┌────────

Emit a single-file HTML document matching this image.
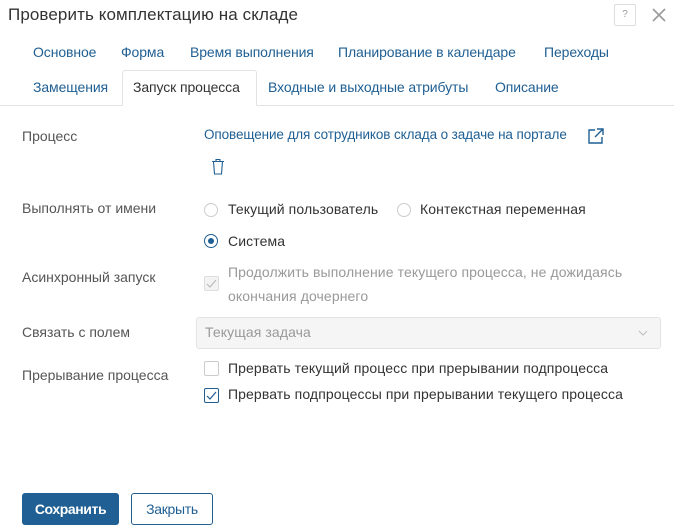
<!DOCTYPE html>
<html><head><meta charset="utf-8"><style>
body{margin:0;width:674px;height:529px;background:#fff;font-family:"Liberation Sans",sans-serif;position:relative;overflow:hidden;color:#333}
.a{position:absolute;white-space:nowrap}
.t{font-size:14px;color:#1f5f93;letter-spacing:-0.1px}
.l{font-size:14px;color:#555;letter-spacing:0}
.v{font-size:14px;color:#333;letter-spacing:0.1px}
.rad{position:absolute;width:14px;height:14px;border:1px solid #ccc;border-radius:50%;box-sizing:border-box}
.cb{position:absolute;width:15px;height:15px;border:1px solid #ccc;border-radius:2px;box-sizing:border-box}
</style></head><body>
<div class="a" style="left:8px;top:5px;font-size:17px;color:#333;letter-spacing:0.1px">Проверить комплектацию на складе</div>
<div class="a" style="left:614px;top:4px;width:22px;height:22px;border:1px solid #ddd;border-radius:2px;box-sizing:border-box;font-size:10px;color:#999;text-align:center;line-height:20px">?</div>
<svg class="a" style="left:651px;top:7px" width="16" height="16"><path d="M2 2L14 14M14 2L2 14" stroke="#999" stroke-width="1.6"/></svg>
<div class="a t" style="left:33px;top:44px">Основное</div>
<div class="a t" style="left:121px;top:44px">Форма</div>
<div class="a t" style="left:190px;top:44px">Время выполнения</div>
<div class="a t" style="left:338px;top:44px">Планирование в календаре</div>
<div class="a t" style="left:544px;top:44px">Переходы</div>
<div class="a" style="left:0;top:105px;width:674px;height:1px;background:#e3e3e3"></div>
<div class="a" style="left:122px;top:70px;width:135px;height:36px;border:1px solid #e3e3e3;border-bottom:1px solid #fff;box-sizing:border-box;background:#fff;border-radius:3px 3px 0 0"></div>
<div class="a t" style="left:33px;top:79px">Замещения</div>
<div class="a v" style="left:133px;top:79px;letter-spacing:-0.1px">Запуск процесса</div>
<div class="a t" style="left:268px;top:79px">Входные и выходные атрибуты</div>
<div class="a t" style="left:495px;top:79px">Описание</div>

<div class="a l" style="left:22px;top:128px">Процесс</div>
<div class="a t" style="left:204px;top:127px;font-size:13.5px;letter-spacing:-0.1px">Оповещение для сотрудников склада о задаче на портале</div>
<svg class="a" style="left:587px;top:127px" width="18" height="18"><path d="M8 3H2V16H15V10M10 2H16V8M16 2L8 10" fill="none" stroke="#1f5f93" stroke-width="1.4"/></svg>
<svg class="a" style="left:210px;top:158px" width="16" height="18"><path d="M2 3.5H14M6 3.5V1.5H10V3.5M3.5 3.5L4.5 16H11.5L12.5 3.5" fill="none" stroke="#1f5f93" stroke-width="1.1"/></svg>

<div class="a l" style="left:22px;top:200px">Выполнять от имени</div>
<div class="rad" style="left:204px;top:203px"></div>
<div class="a v" style="left:228px;top:201px">Текущий пользователь</div>
<div class="rad" style="left:397px;top:203px"></div>
<div class="a v" style="left:420px;top:201px">Контекстная переменная</div>
<div class="rad" style="left:204px;top:234px;border-color:#1f5f93"><div style="position:absolute;left:3px;top:3px;width:6px;height:6px;border-radius:50%;background:#1f5f93"></div></div>
<div class="a v" style="left:228px;top:233px">Система</div>

<div class="a l" style="left:22px;top:269px">Асинхронный запуск</div>
<div class="cb" style="left:204px;top:276px;background:#f3f3f3;border-color:#ddd"><svg width="13" height="13" style="position:absolute;left:0;top:0"><path d="M2 7L5 10L11 3" fill="none" stroke="#bbb" stroke-width="1.2"/></svg></div>
<div class="a v" style="left:228px;top:264px;color:#999">Продолжить выполнение текущего процесса, не дожидаясь</div>
<div class="a v" style="left:228px;top:288px;color:#999">окончания дочернего</div>

<div class="a l" style="left:22px;top:324px">Связать с полем</div>
<div class="a" style="left:196px;top:317px;width:465px;height:32px;border:1px solid #e3e3e3;border-radius:3px;background:#f5f5f5;box-sizing:border-box"></div>
<div class="a v" style="left:205px;top:324px;color:#999">Текущая задача</div>
<svg class="a" style="left:638px;top:329px" width="10" height="8"><path d="M1 2L5 6L9 2" fill="none" stroke="#bbb" stroke-width="1"/></svg>

<div class="a l" style="left:22px;top:367px">Прерывание процесса</div>
<div class="cb" style="left:204px;top:361px"></div>
<div class="a v" style="left:228px;top:360px">Прервать текущий процесс при прерывании подпроцесса</div>
<div class="cb" style="left:204px;top:388px;border-color:#1f5f93"><svg width="13" height="13" style="position:absolute;left:0;top:0"><path d="M2 7L5 10L11 3" fill="none" stroke="#1f5f93" stroke-width="1.2"/></svg></div>
<div class="a v" style="left:228px;top:386px">Прервать подпроцессы при прерывании текущего процесса</div>

<div class="a" style="left:22px;top:493px;width:97px;height:32px;background:#1f5f93;border-radius:3px;color:#fff;font-size:14px;font-weight:bold;text-align:center;line-height:32px;letter-spacing:-0.4px">Сохранить</div>
<div class="a" style="left:131px;top:493px;width:82px;height:32px;border:1px solid #1f5f93;box-sizing:border-box;border-radius:3px;color:#1f5f93;font-size:14px;text-align:center;line-height:30px;letter-spacing:-0.3px">Закрыть</div>
</body></html>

└────────

**WORK TO DO:**
Copy every line above word for word and exclude the pictures.

**RESPONSE TO THE TASK:**
Emit a single-file HTML document matching this image.
<!DOCTYPE html>
<html><head><meta charset="utf-8"><style>
body{margin:0;width:674px;height:529px;background:#fff;font-family:"Liberation Sans",sans-serif;position:relative;overflow:hidden;color:#333}
.a{position:absolute;white-space:nowrap}
.t{font-size:14px;color:#1f5f93;letter-spacing:-0.1px}
.l{font-size:14px;color:#555;letter-spacing:0}
.v{font-size:14px;color:#333;letter-spacing:0.1px}
.rad{position:absolute;width:14px;height:14px;border:1px solid #ccc;border-radius:50%;box-sizing:border-box}
.cb{position:absolute;width:15px;height:15px;border:1px solid #ccc;border-radius:2px;box-sizing:border-box}
</style></head><body>
<div class="a" style="left:8px;top:5px;font-size:17px;color:#333;letter-spacing:0.1px">Проверить комплектацию на складе</div>
<div class="a" style="left:614px;top:4px;width:22px;height:22px;border:1px solid #ddd;border-radius:2px;box-sizing:border-box;font-size:10px;color:#999;text-align:center;line-height:20px">?</div>
<svg class="a" style="left:651px;top:7px" width="16" height="16"><path d="M2 2L14 14M14 2L2 14" stroke="#999" stroke-width="1.6"/></svg>
<div class="a t" style="left:33px;top:44px">Основное</div>
<div class="a t" style="left:121px;top:44px">Форма</div>
<div class="a t" style="left:190px;top:44px">Время выполнения</div>
<div class="a t" style="left:338px;top:44px">Планирование в календаре</div>
<div class="a t" style="left:544px;top:44px">Переходы</div>
<div class="a" style="left:0;top:105px;width:674px;height:1px;background:#e3e3e3"></div>
<div class="a" style="left:122px;top:70px;width:135px;height:36px;border:1px solid #e3e3e3;border-bottom:1px solid #fff;box-sizing:border-box;background:#fff;border-radius:3px 3px 0 0"></div>
<div class="a t" style="left:33px;top:79px">Замещения</div>
<div class="a v" style="left:133px;top:79px;letter-spacing:-0.1px">Запуск процесса</div>
<div class="a t" style="left:268px;top:79px">Входные и выходные атрибуты</div>
<div class="a t" style="left:495px;top:79px">Описание</div>

<div class="a l" style="left:22px;top:128px">Процесс</div>
<div class="a t" style="left:204px;top:127px;font-size:13.5px;letter-spacing:-0.1px">Оповещение для сотрудников склада о задаче на портале</div>
<svg class="a" style="left:587px;top:127px" width="18" height="18"><path d="M8 3H2V16H15V10M10 2H16V8M16 2L8 10" fill="none" stroke="#1f5f93" stroke-width="1.4"/></svg>
<svg class="a" style="left:210px;top:158px" width="16" height="18"><path d="M2 3.5H14M6 3.5V1.5H10V3.5M3.5 3.5L4.5 16H11.5L12.5 3.5" fill="none" stroke="#1f5f93" stroke-width="1.1"/></svg>

<div class="a l" style="left:22px;top:200px">Выполнять от имени</div>
<div class="rad" style="left:204px;top:203px"></div>
<div class="a v" style="left:228px;top:201px">Текущий пользователь</div>
<div class="rad" style="left:397px;top:203px"></div>
<div class="a v" style="left:420px;top:201px">Контекстная переменная</div>
<div class="rad" style="left:204px;top:234px;border-color:#1f5f93"><div style="position:absolute;left:3px;top:3px;width:6px;height:6px;border-radius:50%;background:#1f5f93"></div></div>
<div class="a v" style="left:228px;top:233px">Система</div>

<div class="a l" style="left:22px;top:269px">Асинхронный запуск</div>
<div class="cb" style="left:204px;top:276px;background:#f3f3f3;border-color:#ddd"><svg width="13" height="13" style="position:absolute;left:0;top:0"><path d="M2 7L5 10L11 3" fill="none" stroke="#bbb" stroke-width="1.2"/></svg></div>
<div class="a v" style="left:228px;top:264px;color:#999">Продолжить выполнение текущего процесса, не дожидаясь</div>
<div class="a v" style="left:228px;top:288px;color:#999">окончания дочернего</div>

<div class="a l" style="left:22px;top:324px">Связать с полем</div>
<div class="a" style="left:196px;top:317px;width:465px;height:32px;border:1px solid #e3e3e3;border-radius:3px;background:#f5f5f5;box-sizing:border-box"></div>
<div class="a v" style="left:205px;top:324px;color:#999">Текущая задача</div>
<svg class="a" style="left:638px;top:329px" width="10" height="8"><path d="M1 2L5 6L9 2" fill="none" stroke="#bbb" stroke-width="1"/></svg>

<div class="a l" style="left:22px;top:367px">Прерывание процесса</div>
<div class="cb" style="left:204px;top:361px"></div>
<div class="a v" style="left:228px;top:360px">Прервать текущий процесс при прерывании подпроцесса</div>
<div class="cb" style="left:204px;top:388px;border-color:#1f5f93"><svg width="13" height="13" style="position:absolute;left:0;top:0"><path d="M2 7L5 10L11 3" fill="none" stroke="#1f5f93" stroke-width="1.2"/></svg></div>
<div class="a v" style="left:228px;top:386px">Прервать подпроцессы при прерывании текущего процесса</div>

<div class="a" style="left:22px;top:493px;width:97px;height:32px;background:#1f5f93;border-radius:3px;color:#fff;font-size:14px;font-weight:bold;text-align:center;line-height:32px;letter-spacing:-0.4px">Сохранить</div>
<div class="a" style="left:131px;top:493px;width:82px;height:32px;border:1px solid #1f5f93;box-sizing:border-box;border-radius:3px;color:#1f5f93;font-size:14px;text-align:center;line-height:30px;letter-spacing:-0.3px">Закрыть</div>
</body></html>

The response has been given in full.